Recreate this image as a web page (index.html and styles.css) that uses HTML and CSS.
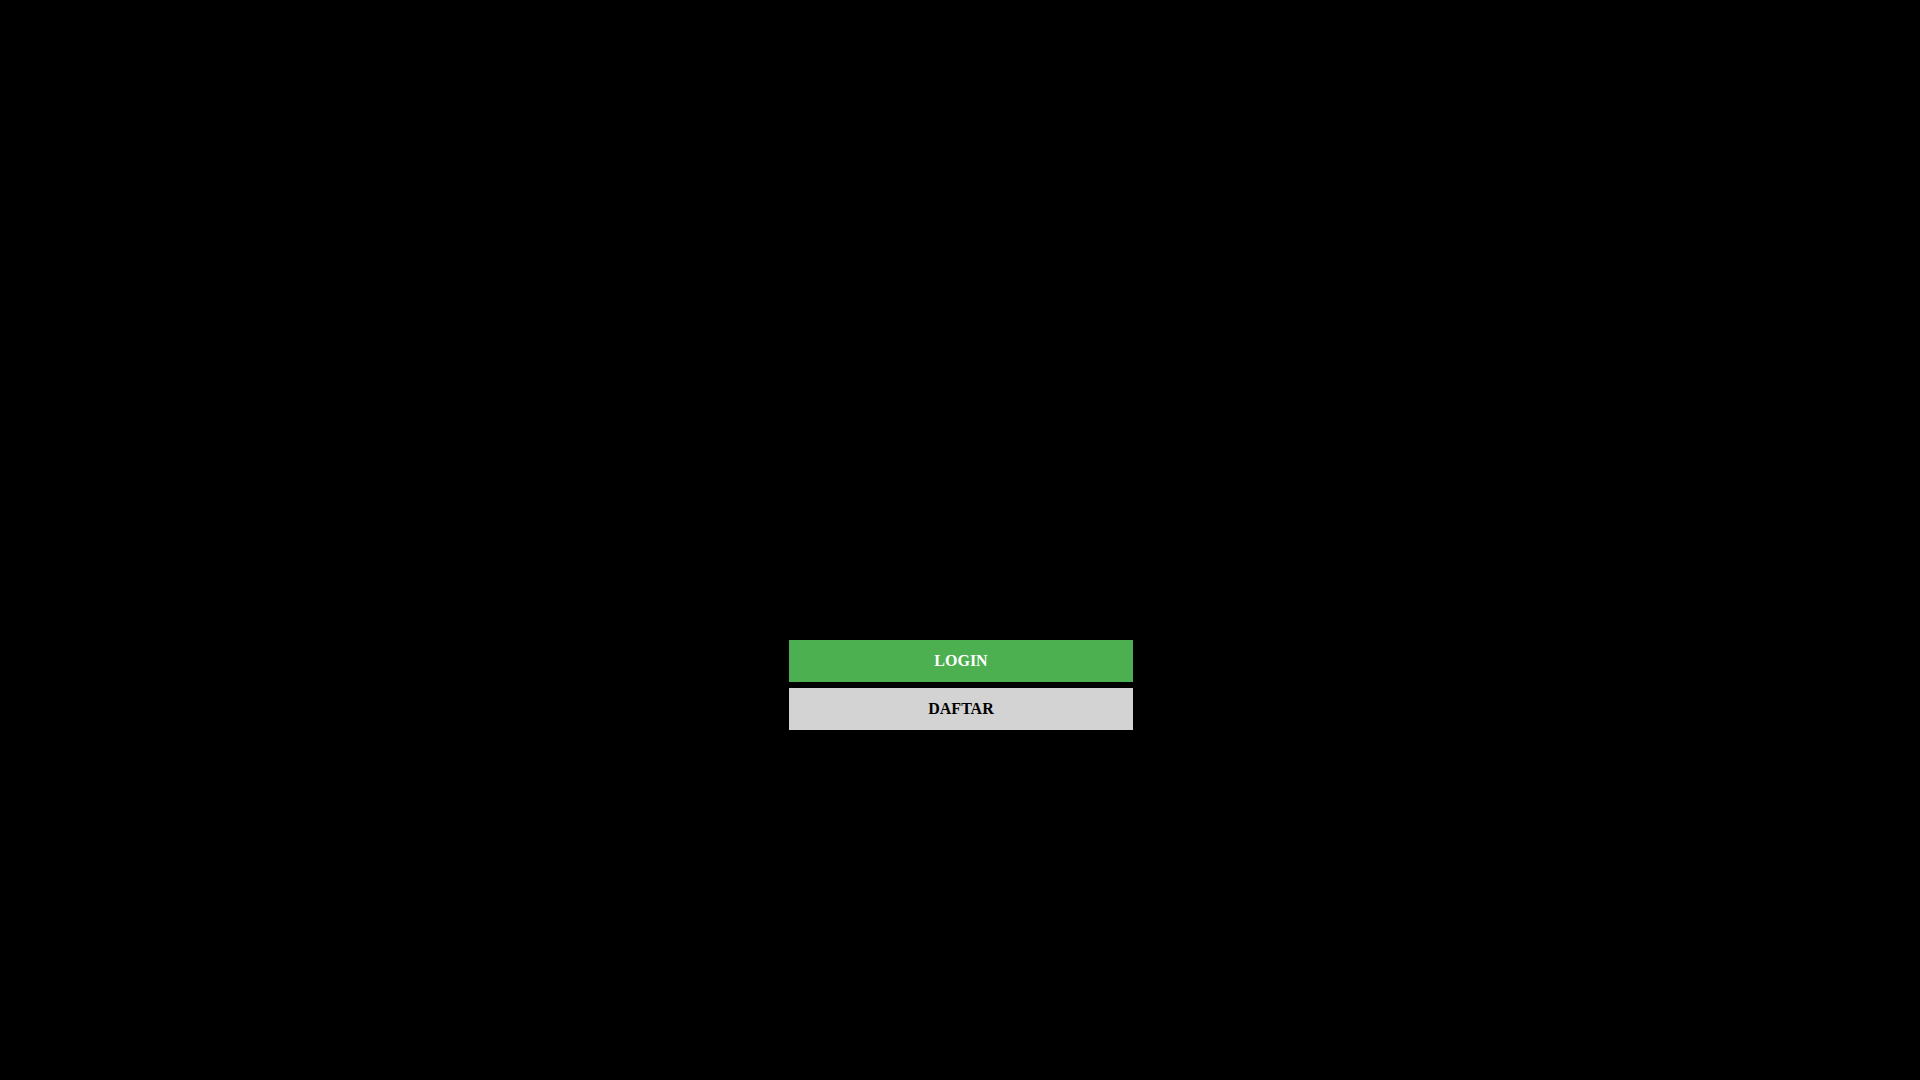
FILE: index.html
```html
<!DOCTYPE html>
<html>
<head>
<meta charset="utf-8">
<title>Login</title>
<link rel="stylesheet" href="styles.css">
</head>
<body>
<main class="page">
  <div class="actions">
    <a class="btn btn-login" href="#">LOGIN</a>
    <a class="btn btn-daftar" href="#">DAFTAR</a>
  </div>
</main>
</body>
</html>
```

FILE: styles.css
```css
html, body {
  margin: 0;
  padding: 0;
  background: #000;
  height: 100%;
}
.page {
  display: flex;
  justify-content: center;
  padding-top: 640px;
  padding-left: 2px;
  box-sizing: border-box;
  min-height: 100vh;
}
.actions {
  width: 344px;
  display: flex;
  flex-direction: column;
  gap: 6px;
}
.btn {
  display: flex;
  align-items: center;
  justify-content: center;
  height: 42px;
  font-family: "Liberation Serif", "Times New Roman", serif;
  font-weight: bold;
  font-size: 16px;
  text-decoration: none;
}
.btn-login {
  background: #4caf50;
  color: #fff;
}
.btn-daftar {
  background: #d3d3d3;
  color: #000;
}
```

+ + + + + + +

TASK OBJECTIVE: Looking at the data above, show all lines where the word "styles" occurs.

EXPECTED ANSWER:
Recreate this image as a web page (index.html and styles.css) that uses HTML and CSS.
<link rel="stylesheet" href="styles.css">
FILE: styles.css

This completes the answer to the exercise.